Ahora que ha corregido los registros, Burgio espera que su investigación pueda proporcionar información para el trabajo actual de conservación de los loros, que son una de las especies de aves más amenazadas en la Tierra. Por ejemplo, un estudio más detenido de la zona de distribución de la cotorra de las Carolinas podría revelar nuevos nichos para especies amenazadas en la zona intertropical. Y rastrear las restricciones de la zona de distribución de esta ave desaparecida a lo largo del tiempo podría indicar los cambios en el uso de la tierra que hacen que las aves sean más vulnerables en la actualidad.

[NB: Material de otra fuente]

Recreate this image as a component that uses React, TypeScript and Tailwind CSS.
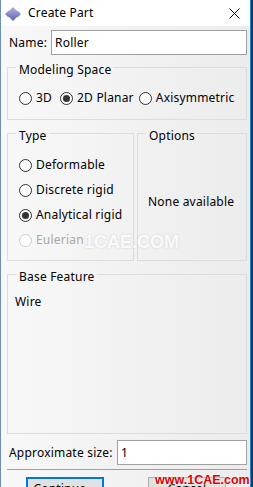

Pero no siempre el pasado se alinea con el presente, señala Paul Reillo, fundador y presidente de la Rare Species Conservatory Foundation (Fundación para la Conservación de Especies Poco Comunes). Su organización protege a las amazonas de frente roja y otras especies de loros cuyos ejemplares están en disminución, tanto en cautiverio como en estado silvestre. Reillo cree que el mundo ha cambiado demasiado para que los científicos saquen conclusiones ecológicas útiles de la historia de la cotorra de las Carolinas. "No es como comparar manzanas con naranjas, sino comparar manzanas con ladrillos de cenizas", comenta, y agrega que la investigación debería enfocarse sobre la vida silvestre actual. "En la crisis de extinción a la que nos enfrentamos, debemos hacer preguntas difíciles sobre nuestro trabajo científico".
Sin embargo, para Burgio tiene valor investigar esta especie de loro, simplemente porque representa algo superior y que trasciende el tiempo. "En última instancia, esta investigación tiene poco que ver con la extinción y mucho más que ver con la vida", señala.